Washington Governor and presidential candidate Jay Inslee said Wednesday that climate change can't be solved unless the Senate filibuster and the Electoral College are both eliminated.

"I don't believe you can be serious about saying you can defeat climate change unless you realize we need to have the filibuster go the way of history because Mitch McConnell has weaponized the filibuster," Inslee said to a gaggle of reporters after a policy forum in D.C. "You can't be serious about having major decarbonization legislation in any near-term without removing the filibuster."

Inslee's entire campaign is focused on the issue of climate change.

He also joined the growing group of Democrats calling for the elimination of the Electoral College, something that has especially irritated the left after the 2016 election.

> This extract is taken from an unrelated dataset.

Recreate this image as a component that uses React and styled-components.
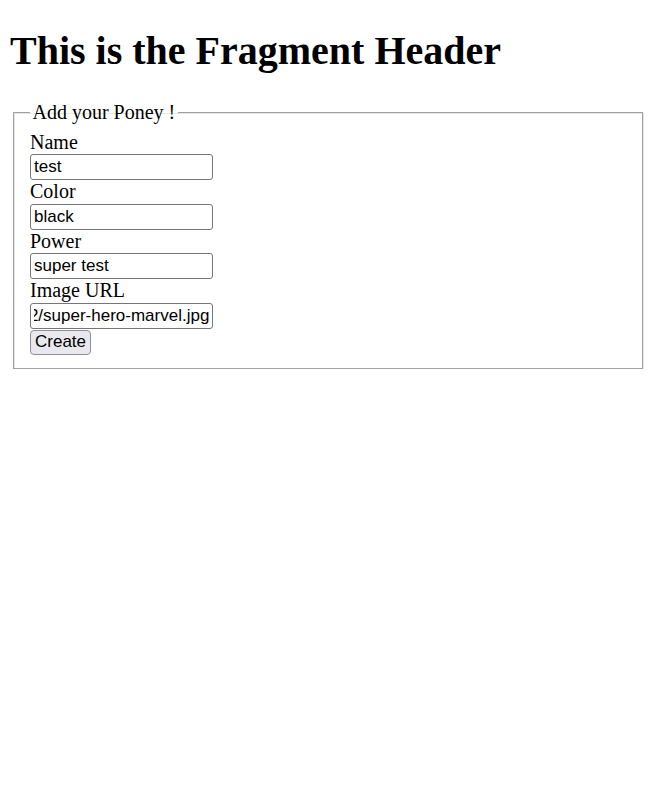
import { useEffect, useRef } from "react";
import styled, { createGlobalStyle } from "styled-components";

const GlobalStyle = createGlobalStyle`
  body {
    margin: 10px;
    font-family: "Liberation Serif", "Times New Roman", serif;
    font-size: 20px;
    color: #000;
    background: #fff;
  }
`;

const Header = styled.h1`
  font-size: 40px;
  font-weight: bold;
  margin: 17px 0 26.8px;
`;

const Form = styled.form`
  margin: 0;
`;

const Fieldset = styled.fieldset`
  margin: 0 3.5px 0 3px;
  padding: 7px 16px 13px;
  border: 1px solid #a0a0a0;
  box-shadow: inset 1px 1px 0 #e6e6e6, 1px 1px 0 #e6e6e6;
  min-inline-size: min-content;
`;

const Legend = styled.legend`
  padding: 0 2.5px;
  font-size: 20px;
`;

const Label = styled.label`
  display: block;
  line-height: 23.5px;
`;

const Input = styled.input`
  display: block;
  box-sizing: border-box;
  width: 183px;
  height: 26px;
  margin: 0;
  padding: 1px 3px;
  font-family: "Liberation Sans", Arial, sans-serif;
  font-size: 17px;
  color: #000;
  border: 1px solid #767676;
  border-radius: 3px;
  background: #fff;
  outline: none;
`;

const Button = styled.button`
  display: block;
  box-sizing: border-box;
  height: 25px;
  margin: 1px 0 0;
  padding: 1px 4px;
  font-family: "Liberation Sans", Arial, sans-serif;
  font-size: 17px;
  color: #000;
  background: #e9e9ed;
  border: 1px solid #8f8f9d;
  border-radius: 4px;
`;

const fields = [
  { label: "Name", value: "test" },
  { label: "Color", value: "black" },
  { label: "Power", value: "super test" },
  {
    label: "Image URL",
    value: "https://www.wallpapers.com/wallpaper-2/super-hero-marvel.jpg",
    end: true,
  },
];

const Field = ({ label, value, end }) => {
  const ref = useRef(null);
  useEffect(() => {
    if (end && ref.current) {
      ref.current.scrollLeft = ref.current.scrollWidth;
    }
  }, [end]);
  return (
    <>
      <Label>{label}</Label>
      <Input ref={ref} type="text" defaultValue={value} />
    </>
  );
};

const App = () => {
  return (
    <>
      <GlobalStyle />
      <Header>This is the Fragment Header</Header>
      <Form onSubmit={(e) => e.preventDefault()}>
        <Fieldset>
          <Legend>Add your Poney !</Legend>
          {fields.map((f) => (
            <Field key={f.label} {...f} />
          ))}
          <Button type="submit">Create</Button>
        </Fieldset>
      </Form>
    </>
  );
};

export default App;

"These are archaic relics of a bygone age," he said, according to the Washington Examiner. "We need progress. We also need democracy, which is one person, one vote. I've never understood why people who want to block progress like Mitch McConnell get one and half votes and people who want go defeat climate change only get one. That is a recipe for disaster when it comes to climate change."

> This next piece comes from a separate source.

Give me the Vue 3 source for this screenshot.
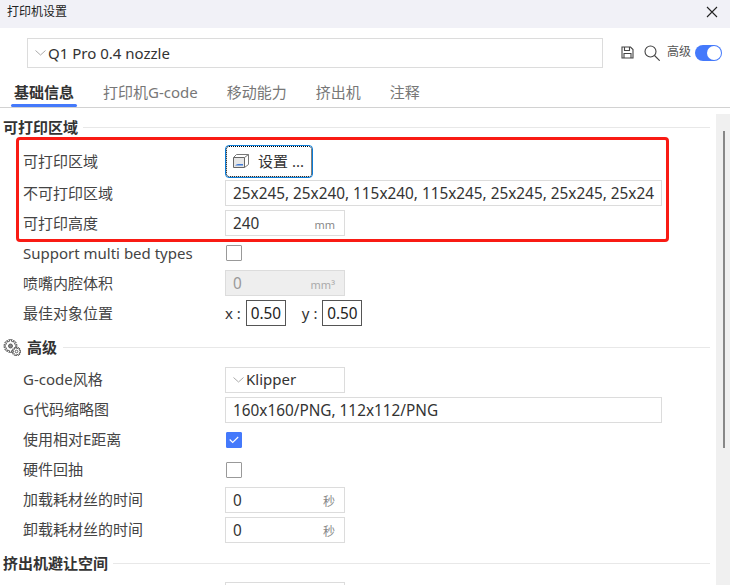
<script setup>
const rowsTop = [
  { label: 'Support multi bed types', type: 'check' },
  { label: '喷嘴内腔体积', type: 'num', value: '0', unit: 'mm³', disabled: true },
]
const advanced = [
  { label: 'G代码缩略图', type: 'wide', value: '160x160/PNG, 112x112/PNG' },
  { label: '使用相对E距离', type: 'check', checked: true },
  { label: '硬件回抽', type: 'check' },
  { label: '加载耗材丝的时间', type: 'num', value: '0', unit: '秒' },
  { label: '卸载耗材丝的时间', type: 'num', value: '0', unit: '秒' },
]
const tabs = ['基础信息', '打印机G-code', '移动能力', '挤出机', '注释']
const teeth = (cx, cy, r, n) => {
  let d = ''
  for (let i = 0; i < n; i++) {
    const a = (i / n) * Math.PI * 2
    const b = a + Math.PI / n
    const p = (t, q) => `${(cx + Math.cos(t) * q).toFixed(1)} ${(cy + Math.sin(t) * q).toFixed(1)}`
    d += `${i ? 'L' : 'M'}${p(a - 0.28, r)}L${p(a + 0.28, r)}L${p(b - 0.28, r * 0.76)}L${p(b + 0.28, r * 0.76)}`
  }
  return d + 'Z'
}
const bigGear = teeth(7.5, 7, 6.6, 8)
const smallGear = teeth(13.5, 12.5, 4.4, 7)
</script>

<template>
  <div class="win">
    <header class="title">
      <span>打印机设置</span>
      <svg class="close" width="12" height="12" viewBox="0 0 12 12"><path d="M1 1l10 10M11 1L1 11" stroke="#222" stroke-width="1.1" fill="none"/></svg>
    </header>

    <div class="preset">
      <div class="combo big">
        <svg class="chev" width="11" height="6" viewBox="0 0 11 6"><path d="M.5.5l5 4.5 5-4.5" stroke="#aaa" fill="none"/></svg>
        <span>Q1 Pro 0.4 nozzle</span>
      </div>
      <svg class="tool save" width="13" height="13" viewBox="0 0 13 13" fill="none" stroke="#444" stroke-width="1.1"><path d="M1 1h8.500l2.500 2.500v8.500h-11z"/><path d="M3.500 1v3.500h5V1M3 12V7.500h7V12"/></svg>
      <svg class="tool glass" width="16" height="16" viewBox="0 0 16 16" fill="none" stroke="#444" stroke-width="1.1"><circle cx="6.500" cy="6.500" r="5.500"/><path d="M10.500 10.500l5.200 5.200"/></svg>
      <span class="adv">高级</span>
      <span class="switch"><i></i></span>
    </div>

    <nav class="tabs">
      <span v-for="(t, i) in tabs" :key="t" class="tab" :class="{ on: i === 0 }">{{ t }}</span>
    </nav>

    <div class="body">
      <main class="content">
        <h3 class="sec first"><b>可打印区域</b></h3>
        <div class="row r-btn">
          <label>可打印区域</label>
          <button class="btn">
            <svg width="16" height="14" viewBox="0 0 16 14" fill="none"><path d="M.5 3.500h11v10H.500z" fill="#e6e6e6" stroke="#666"/><path d="M.5 3.500l3-3h12v10l-4 3M11.500 3.500l4-3" stroke="#777"/><path d="M2 11.500h8V10H5l-1.500.5z" fill="#3f7bd8"/></svg>
            <span>设置 ...</span>
          </button>
        </div>
        <div class="row">
          <label>不可打印区域</label>
          <div class="field wide">25x245, 25x240, 115x240, 115x245, 25x245, 25x245, 25x24</div>
        </div>
        <div class="row">
          <label>可打印高度</label>
          <div class="field num"><span>240</span><em>mm</em></div>
        </div>
        <div v-for="r in rowsTop" :key="r.label" class="row">
          <label>{{ r.label }}</label>
          <span v-if="r.type === 'check'" class="check"></span>
          <div v-else class="field num off"><span>{{ r.value }}</span><em>{{ r.unit }}</em></div>
        </div>
        <div class="row">
          <label>最佳对象位置</label>
          <div class="xy">
            <span class="axis">x :</span><span class="mini">0.50</span>
            <span class="axis y">y :</span><span class="mini">0.50</span>
          </div>
        </div>

        <h3 class="sec adv-sec">
          <svg class="gear" width="18" height="17" viewBox="0 0 18 17" fill="none" stroke="#555" stroke-width=".9">
            <path :d="bigGear"/><circle cx="7.500" cy="7" r="2" fill="#888"/>
            <path :d="smallGear" fill="#fff"/><circle cx="13.500" cy="12.500" r="1.300"/>
          </svg>
          <b>高级</b>
        </h3>
        <div class="lower">
          <div class="row">
            <label>G-code风格</label>
            <div class="combo small">
              <svg class="chev" width="11" height="6" viewBox="0 0 11 6"><path d="M.5.5l5 4.500 5-4.500" stroke="#aaa" fill="none"/></svg>
              <span>Klipper</span>
            </div>
          </div>
          <div v-for="r in advanced" :key="r.label" class="row">
            <label>{{ r.label }}</label>
            <div v-if="r.type === 'wide'" class="field wide">{{ r.value }}</div>
            <span v-else-if="r.type === 'check'" class="check" :class="{ checked: r.checked }">
              <svg v-if="r.checked" width="10" height="8" viewBox="0 0 10 8"><path d="M.7 3.500l3 3 5.500-5.500" stroke="#fff" stroke-width="1.100" fill="none"/></svg>
            </span>
            <div v-else class="field num"><span>{{ r.value }}</span><em class="cjk">{{ r.unit }}</em></div>
          </div>
        </div>

        <h3 class="sec ext-sec"><b>挤出机避让空间</b></h3>
        <div class="row"><label></label><div class="field num"></div></div>
      </main>
      <aside class="track"><i></i></aside>
    </div>

    <div class="redbox"></div>
  </div>
</template>

<style>
html, body { margin: 0; height: 100%; overflow: hidden; background: #fff; }
</style>

<style scoped>
.win { position: relative; width: 730px; height: 585px; overflow: hidden; background: #fff; color: #333; font: 15px/20px "Noto Sans", "Noto Sans CJK SC", sans-serif; }
.title { height: 28px; background: #f1f1f7; display: flex; align-items: center; justify-content: space-between; padding: 0 12px 4px 7px; box-sizing: border-box; font-size: 12px; color: #222; }
.preset { height: 29px; margin-top: 10px; padding: 0 8px 0 27px; display: flex; align-items: center; }
.combo { border: 1px solid #dcdcdc; box-sizing: border-box; display: flex; align-items: center; }
.big { width: 576px; height: 30px; padding-left: 7px; color: #333; }
.chev { margin-right: 2px; flex: none; }
.small { width: 120px; height: 26px; padding-left: 7px; }
.small span { margin-top: -2px; }
.tool { flex: none; }
.save { margin-left: 18px; }
.glass { margin-left: 10px; }
.adv { margin-left: 7px; font-size: 12px; color: #555; margin-top: -2px; }
.switch { margin-left: 4px; width: 27px; height: 16px; border-radius: 8px; background: #4479fb; position: relative; }
.switch i { position: absolute; right: 1px; top: 1px; width: 14px; height: 14px; background: #fff; border-radius: 50%; }
.tabs { height: 41px; border-bottom: 1px solid #d2d2d2; display: flex; padding-left: 14px; gap: 29px; box-sizing: border-box; align-items: center; color: #777; }
.tab { position: relative; line-height: 20px; top: 5px; white-space: nowrap; }
.tab.on { color: #333; font-weight: 700; }
.tab.on::after { content: ""; position: absolute; left: -3px; right: -3px; top: 22px; height: 3px; border-radius: 2px; background: #4479fb; }
.body { display: flex; height: 478px; }
.content { width: 710px; flex: none; overflow: hidden; }
.track { margin: 6px 0 0 6px; width: 14px; background: #f0f0f0; position: relative; }
.track i { position: absolute; left: 7px; top: 17px; width: 2px; height: 317px; background: #888; }
.sec { margin: 0; height: 20px; display: flex; align-items: center; gap: 5px; font-size: 15px; font-weight: 400; color: #333; padding-left: 3px; }
.sec b { font-weight: 700; }
.sec::after { content: ""; flex: 1; height: 1px; background: #e8e8e8; }
.first { margin-top: 9px; }
.adv-sec { margin-top: 9px; margin-bottom: 8px; gap: 6px; }
.ext-sec { margin-top: 8px; margin-bottom: 7px; }
.gear { flex: none; }
.row { height: 30px; display: flex; align-items: center; padding-left: 23px; }
.row label { width: 202px; flex: none; color: #444; white-space: nowrap; }
.lower label { margin-top: -2px; }
.r-btn { height: 34px; margin-top: 7px; }
.btn { width: 86px; height: 31px; box-sizing: border-box; margin-left: 1px; background: #fff; border: 1px dotted #000; outline: 1px solid #0a7bd6; border-radius: 3px; display: flex; align-items: center; padding: 0 0 0 6px; gap: 9px; font: inherit; color: #333; white-space: nowrap; }
.field { height: 26px; box-sizing: border-box; border: 1px solid #dcdcdc; display: flex; align-items: center; padding-left: 7px; color: #333; background: #fff; white-space: nowrap; overflow: hidden; font-size: 15.33px; }
.wide { width: 437px; }
.num { width: 120px; justify-content: space-between; padding-right: 9px; }
.num em { font-style: normal; font-size: 11px; color: #888; margin-top: 4px; }
.num em.cjk { font-size: 12px; }
.off { background: #eee; color: #999; }
.off em { color: #aaa; }
.check { width: 16px; height: 16px; box-sizing: border-box; border: 1px solid #999; border-radius: 1px; display: flex; align-items: center; justify-content: center; margin-left: 1px; }
.checked { background: #4479fb; border-color: #4479fb; }
.xy { display: flex; align-items: center; }
.axis { margin-right: 5px; }
.axis.y { margin-left: 16px; }
.mini { width: 40px; height: 26px; box-sizing: border-box; border: 1px solid #555; display: flex; align-items: center; justify-content: center; color: #222; font-size: 15.33px; }
.redbox { position: absolute; left: 16px; top: 137px; width: 653px; height: 105px; box-sizing: border-box; border: 3px solid #f91b14; border-radius: 4px; }
</style>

Four elections in U.S. history have seen a candidate elevated to the White House who did not win the plurality of all votes nationwide, including President Trump's election in 2016.

In regards to the Senate filibuster, Republicans employed the tactic to defeat a cap-and-trade package in 2010 even though they did not have a majority in the upper chamber.

Conservative politicians and pundits have argued that proposals that seek to abandon time-tested rules of procedure or election protocols only mask an inability by the political left to sell their agenda to more Americans.

"The Democratic argument isn't with any single one of these things: it's not only with the Electoral College, it's not only with the 26th Amendment, it's not only with the state of the Supreme Court, it's not only with equal representation of small states in the United States Senate," Washington Free Beacon editor in chief Matthew Continetti said recently on Fox News. "The Democratic argument is with the Constitution of the United States of America. The argument is because the left cannot win its arguments when they present them publicly, and in order to win, they need to change the structure."

Apart from eliminating the filibuster and the Electoral College, many Democratic presidential candidates have also recently been discussing expanding the number of seats on the Supreme Court—a tactic generally referred to as "court packing."

"Sens. Kamala D. Harris, Elizabeth Warren, and Kirsten Gillibrand, former congressman Beto O'Rourke, and South Bend, Ind., Mayor Pete Buttigieg have all expressed at least an openness to the idea, and the rest are being pushed by liberal activists to consider it," the Washington Post recently reported.